**Provided data**.
+===+
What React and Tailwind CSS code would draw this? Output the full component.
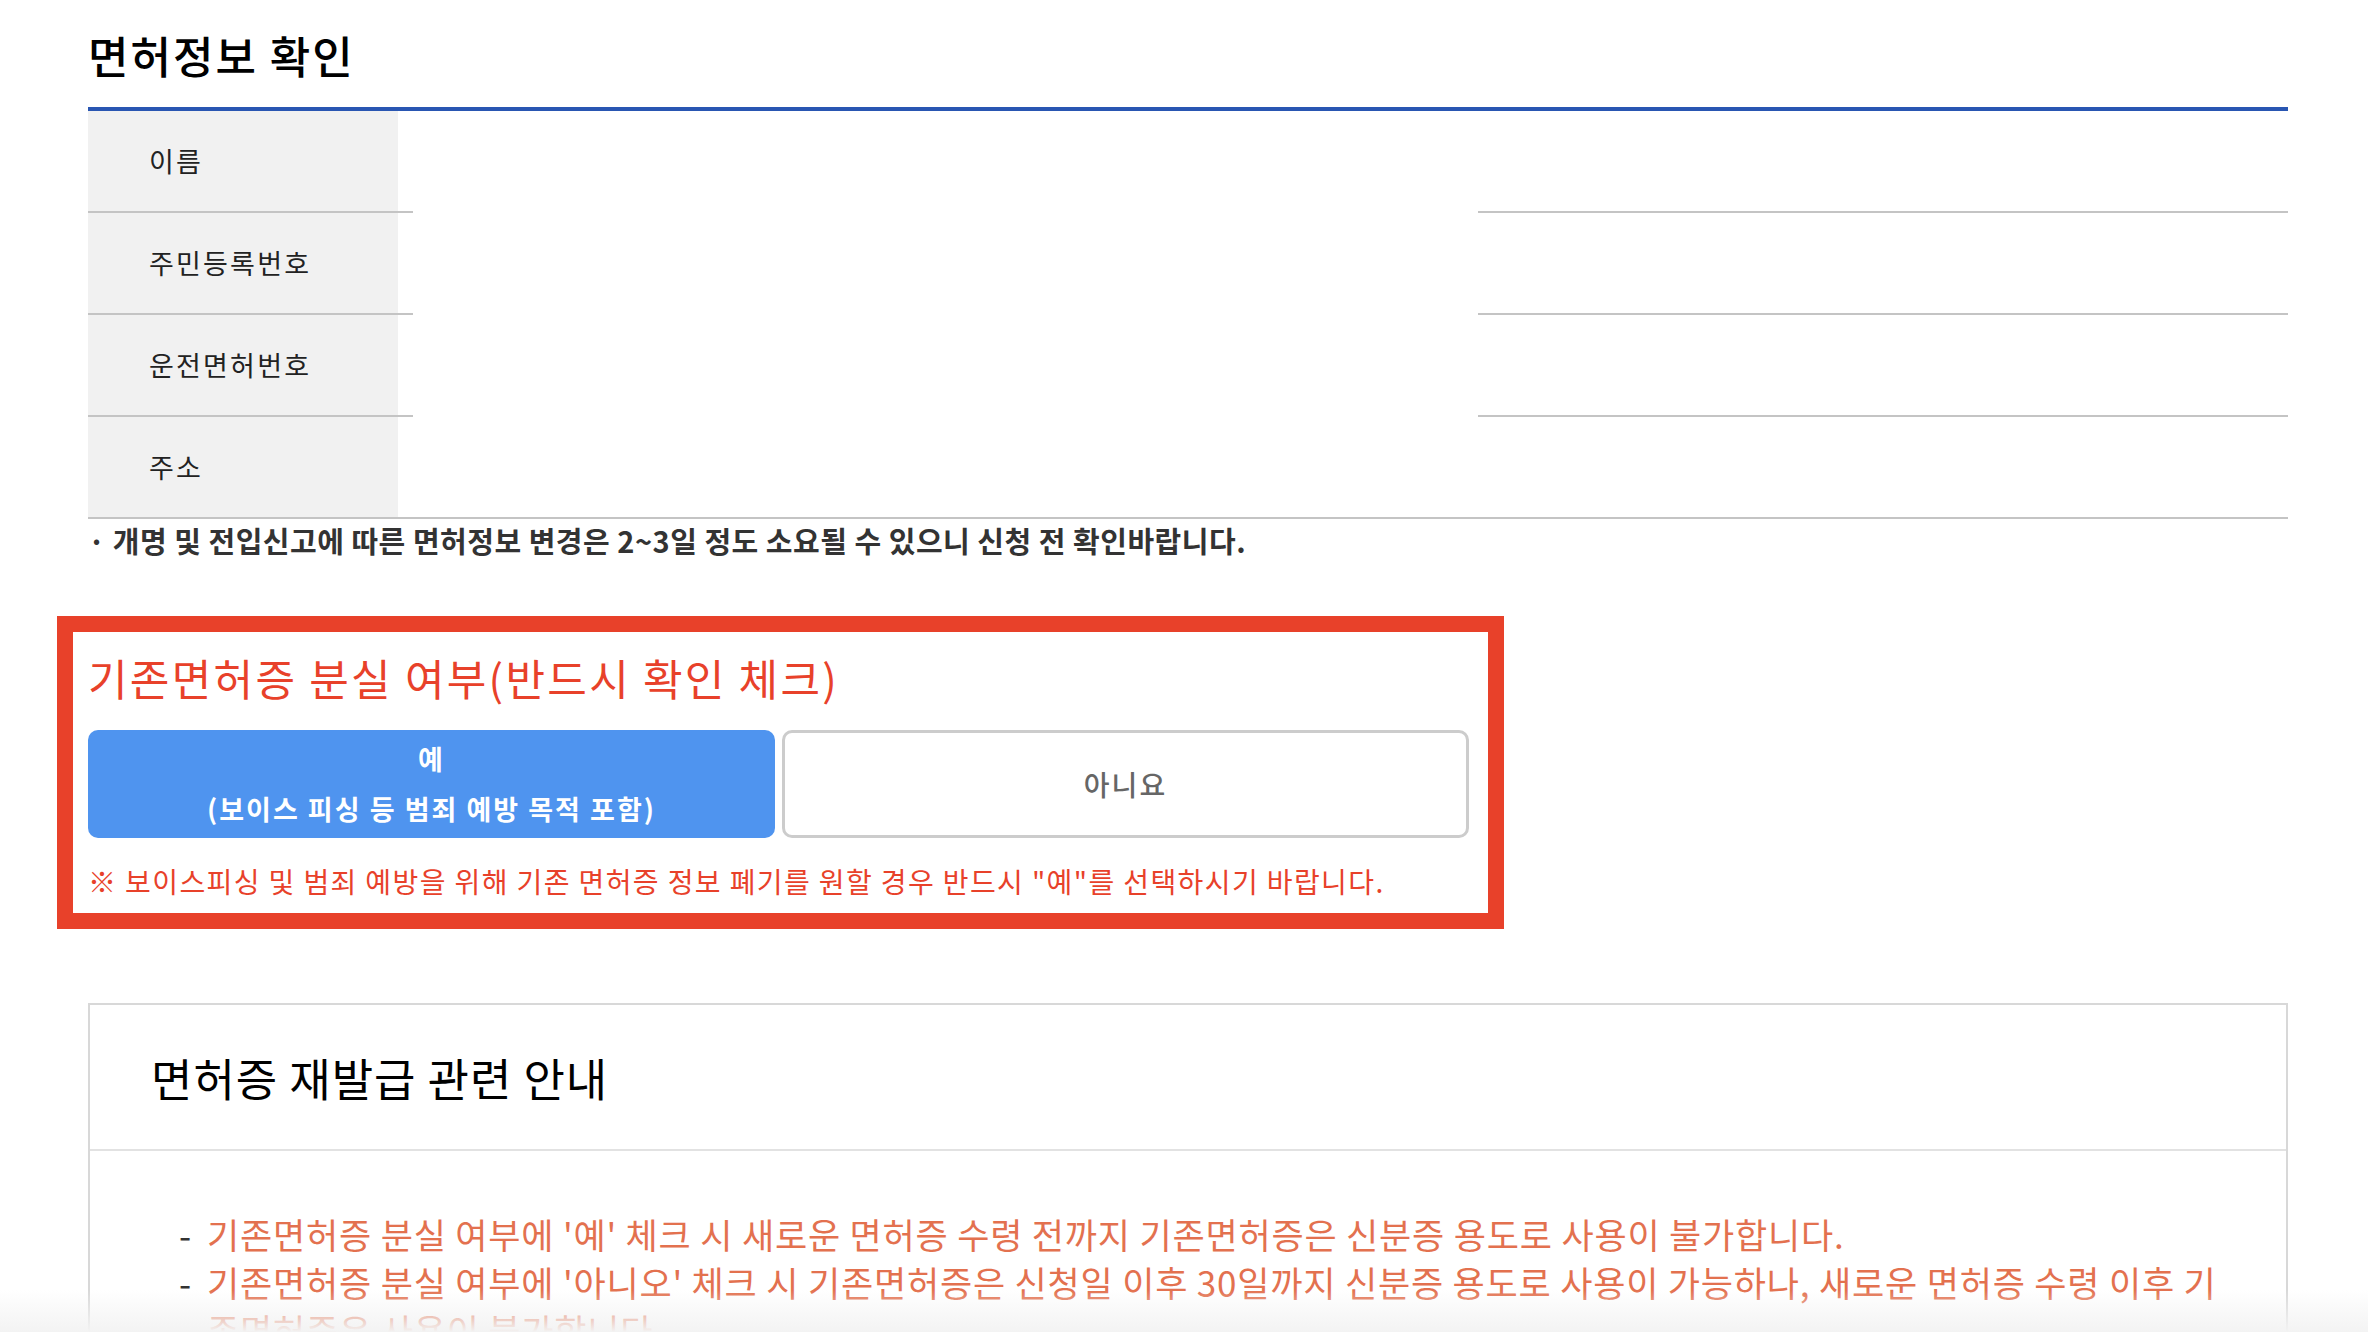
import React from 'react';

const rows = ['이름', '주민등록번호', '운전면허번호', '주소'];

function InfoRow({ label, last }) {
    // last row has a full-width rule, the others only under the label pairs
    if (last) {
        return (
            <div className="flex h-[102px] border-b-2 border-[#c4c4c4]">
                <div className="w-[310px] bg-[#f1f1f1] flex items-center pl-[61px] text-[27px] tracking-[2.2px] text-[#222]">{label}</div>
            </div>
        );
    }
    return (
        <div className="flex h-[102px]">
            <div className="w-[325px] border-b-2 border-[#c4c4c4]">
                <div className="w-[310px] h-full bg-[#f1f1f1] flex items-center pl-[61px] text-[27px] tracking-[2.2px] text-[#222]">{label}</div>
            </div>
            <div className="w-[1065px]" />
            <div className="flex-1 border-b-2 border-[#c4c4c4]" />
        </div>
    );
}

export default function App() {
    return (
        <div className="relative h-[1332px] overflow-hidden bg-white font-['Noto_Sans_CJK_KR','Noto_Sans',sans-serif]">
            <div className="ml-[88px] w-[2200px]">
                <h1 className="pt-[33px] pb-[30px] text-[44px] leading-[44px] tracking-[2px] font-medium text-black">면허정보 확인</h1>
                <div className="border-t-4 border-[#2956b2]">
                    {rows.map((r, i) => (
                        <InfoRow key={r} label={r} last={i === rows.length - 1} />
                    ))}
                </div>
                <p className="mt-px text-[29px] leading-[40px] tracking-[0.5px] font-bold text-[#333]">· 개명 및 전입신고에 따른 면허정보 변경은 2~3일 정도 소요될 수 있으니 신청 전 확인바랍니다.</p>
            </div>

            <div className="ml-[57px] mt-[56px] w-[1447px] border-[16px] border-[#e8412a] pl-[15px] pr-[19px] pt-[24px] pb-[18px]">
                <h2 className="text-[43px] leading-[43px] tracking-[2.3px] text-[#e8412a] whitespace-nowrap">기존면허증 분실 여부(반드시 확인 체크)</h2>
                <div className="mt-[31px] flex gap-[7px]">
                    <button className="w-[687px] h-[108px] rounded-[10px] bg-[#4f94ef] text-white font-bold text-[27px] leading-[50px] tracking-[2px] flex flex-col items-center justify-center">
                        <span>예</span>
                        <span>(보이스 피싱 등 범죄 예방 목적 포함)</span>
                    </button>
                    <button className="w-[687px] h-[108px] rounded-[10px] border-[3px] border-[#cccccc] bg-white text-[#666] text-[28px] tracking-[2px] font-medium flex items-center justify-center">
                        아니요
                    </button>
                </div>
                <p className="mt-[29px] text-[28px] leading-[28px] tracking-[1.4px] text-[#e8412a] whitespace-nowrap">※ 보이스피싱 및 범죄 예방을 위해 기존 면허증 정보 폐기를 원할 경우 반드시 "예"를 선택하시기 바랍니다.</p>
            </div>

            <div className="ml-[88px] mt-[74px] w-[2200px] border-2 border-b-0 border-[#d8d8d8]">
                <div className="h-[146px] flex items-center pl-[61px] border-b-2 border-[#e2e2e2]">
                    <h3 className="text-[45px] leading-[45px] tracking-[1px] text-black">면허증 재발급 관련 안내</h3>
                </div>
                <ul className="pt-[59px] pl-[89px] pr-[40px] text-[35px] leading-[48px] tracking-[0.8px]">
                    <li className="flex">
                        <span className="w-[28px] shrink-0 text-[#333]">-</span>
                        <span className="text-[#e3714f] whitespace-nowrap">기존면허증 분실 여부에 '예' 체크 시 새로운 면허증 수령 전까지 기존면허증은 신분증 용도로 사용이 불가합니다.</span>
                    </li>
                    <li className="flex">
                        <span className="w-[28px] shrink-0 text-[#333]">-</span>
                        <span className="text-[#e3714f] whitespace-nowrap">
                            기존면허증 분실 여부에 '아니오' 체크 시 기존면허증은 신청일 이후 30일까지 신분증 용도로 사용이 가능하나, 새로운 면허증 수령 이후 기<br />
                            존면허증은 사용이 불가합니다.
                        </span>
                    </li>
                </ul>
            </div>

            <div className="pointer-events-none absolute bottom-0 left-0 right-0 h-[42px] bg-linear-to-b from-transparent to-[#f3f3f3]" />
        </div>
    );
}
+===+
**Requirements**.
Copy exactly the lines running from the beginning of the listing through the line that has "const rows = ['이름', '주민등록번호', '운전면허번호', '주소'];". Drop the pictures.

**Reply**.
What React and Tailwind CSS code would draw this? Output the full component.
import React from 'react';

const rows = ['이름', '주민등록번호', '운전면허번호', '주소'];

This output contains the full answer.